#### What is required:
Can you transcribe the data exactly? Leave the pictures out.

┌──

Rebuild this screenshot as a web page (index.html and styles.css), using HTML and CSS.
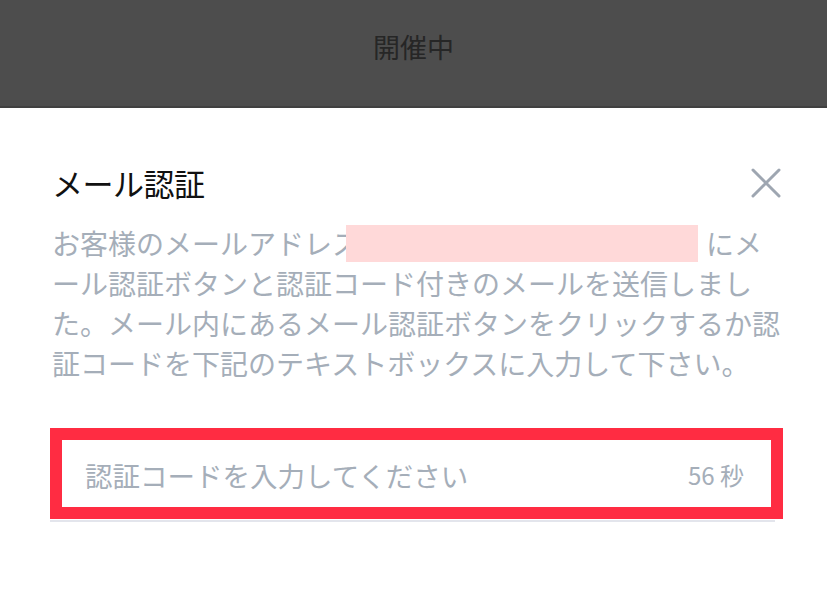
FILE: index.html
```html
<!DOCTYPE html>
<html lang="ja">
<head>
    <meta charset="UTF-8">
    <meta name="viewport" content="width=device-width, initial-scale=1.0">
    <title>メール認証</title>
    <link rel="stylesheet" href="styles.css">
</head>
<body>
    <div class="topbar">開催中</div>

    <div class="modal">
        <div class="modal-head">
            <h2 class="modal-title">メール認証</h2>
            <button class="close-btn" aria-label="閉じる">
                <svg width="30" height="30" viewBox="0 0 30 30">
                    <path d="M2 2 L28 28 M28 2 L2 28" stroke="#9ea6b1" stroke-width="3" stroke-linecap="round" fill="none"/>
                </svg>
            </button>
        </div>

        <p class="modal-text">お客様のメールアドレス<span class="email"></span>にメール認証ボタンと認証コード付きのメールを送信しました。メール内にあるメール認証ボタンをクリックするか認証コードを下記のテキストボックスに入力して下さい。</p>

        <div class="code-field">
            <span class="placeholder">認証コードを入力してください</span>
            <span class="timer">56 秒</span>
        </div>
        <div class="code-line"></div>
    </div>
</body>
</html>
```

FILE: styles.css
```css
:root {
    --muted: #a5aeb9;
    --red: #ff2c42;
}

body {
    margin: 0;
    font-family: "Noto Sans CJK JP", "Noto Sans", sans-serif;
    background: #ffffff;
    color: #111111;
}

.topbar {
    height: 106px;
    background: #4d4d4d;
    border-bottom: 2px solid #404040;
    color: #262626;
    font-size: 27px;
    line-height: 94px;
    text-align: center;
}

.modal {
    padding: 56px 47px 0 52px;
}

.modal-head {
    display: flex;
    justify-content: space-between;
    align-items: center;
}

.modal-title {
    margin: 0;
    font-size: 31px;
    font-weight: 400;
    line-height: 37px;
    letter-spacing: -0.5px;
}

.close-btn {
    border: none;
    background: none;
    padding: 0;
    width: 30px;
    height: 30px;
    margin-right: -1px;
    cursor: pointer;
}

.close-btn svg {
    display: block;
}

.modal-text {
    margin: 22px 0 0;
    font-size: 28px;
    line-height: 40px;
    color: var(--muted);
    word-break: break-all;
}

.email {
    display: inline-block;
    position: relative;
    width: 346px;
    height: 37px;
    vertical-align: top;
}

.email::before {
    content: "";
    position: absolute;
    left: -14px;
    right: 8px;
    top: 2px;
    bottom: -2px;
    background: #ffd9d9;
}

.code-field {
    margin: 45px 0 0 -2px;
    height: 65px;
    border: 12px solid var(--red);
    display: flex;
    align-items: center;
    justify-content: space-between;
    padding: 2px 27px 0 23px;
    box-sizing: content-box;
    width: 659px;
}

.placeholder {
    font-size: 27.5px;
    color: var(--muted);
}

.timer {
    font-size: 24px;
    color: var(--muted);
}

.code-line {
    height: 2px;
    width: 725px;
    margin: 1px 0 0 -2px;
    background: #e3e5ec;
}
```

└──

#### Response:
Rebuild this screenshot as a web page (index.html and styles.css), using HTML and CSS.
FILE: index.html
```html
<!DOCTYPE html>
<html lang="ja">
<head>
    <meta charset="UTF-8">
    <meta name="viewport" content="width=device-width, initial-scale=1.0">
    <title>メール認証</title>
    <link rel="stylesheet" href="styles.css">
</head>
<body>
    <div class="topbar">開催中</div>

    <div class="modal">
        <div class="modal-head">
            <h2 class="modal-title">メール認証</h2>
            <button class="close-btn" aria-label="閉じる">
                <svg width="30" height="30" viewBox="0 0 30 30">
                    <path d="M2 2 L28 28 M28 2 L2 28" stroke="#9ea6b1" stroke-width="3" stroke-linecap="round" fill="none"/>
                </svg>
            </button>
        </div>

        <p class="modal-text">お客様のメールアドレス<span class="email"></span>にメール認証ボタンと認証コード付きのメールを送信しました。メール内にあるメール認証ボタンをクリックするか認証コードを下記のテキストボックスに入力して下さい。</p>

        <div class="code-field">
            <span class="placeholder">認証コードを入力してください</span>
            <span class="timer">56 秒</span>
        </div>
        <div class="code-line"></div>
    </div>
</body>
</html>
```

FILE: styles.css
```css
:root {
    --muted: #a5aeb9;
    --red: #ff2c42;
}

body {
    margin: 0;
    font-family: "Noto Sans CJK JP", "Noto Sans", sans-serif;
    background: #ffffff;
    color: #111111;
}

.topbar {
    height: 106px;
    background: #4d4d4d;
    border-bottom: 2px solid #404040;
    color: #262626;
    font-size: 27px;
    line-height: 94px;
    text-align: center;
}

.modal {
    padding: 56px 47px 0 52px;
}

.modal-head {
    display: flex;
    justify-content: space-between;
    align-items: center;
}

.modal-title {
    margin: 0;
    font-size: 31px;
    font-weight: 400;
    line-height: 37px;
    letter-spacing: -0.5px;
}

.close-btn {
    border: none;
    background: none;
    padding: 0;
    width: 30px;
    height: 30px;
    margin-right: -1px;
    cursor: pointer;
}

.close-btn svg {
    display: block;
}

.modal-text {
    margin: 22px 0 0;
    font-size: 28px;
    line-height: 40px;
    color: var(--muted);
    word-break: break-all;
}

.email {
    display: inline-block;
    position: relative;
    width: 346px;
    height: 37px;
    vertical-align: top;
}

.email::before {
    content: "";
    position: absolute;
    left: -14px;
    right: 8px;
    top: 2px;
    bottom: -2px;
    background: #ffd9d9;
}

.code-field {
    margin: 45px 0 0 -2px;
    height: 65px;
    border: 12px solid var(--red);
    display: flex;
    align-items: center;
    justify-content: space-between;
    padding: 2px 27px 0 23px;
    box-sizing: content-box;
    width: 659px;
}

.placeholder {
    font-size: 27.5px;
    color: var(--muted);
}

.timer {
    font-size: 24px;
    color: var(--muted);
}

.code-line {
    height: 2px;
    width: 725px;
    margin: 1px 0 0 -2px;
    background: #e3e5ec;
}
```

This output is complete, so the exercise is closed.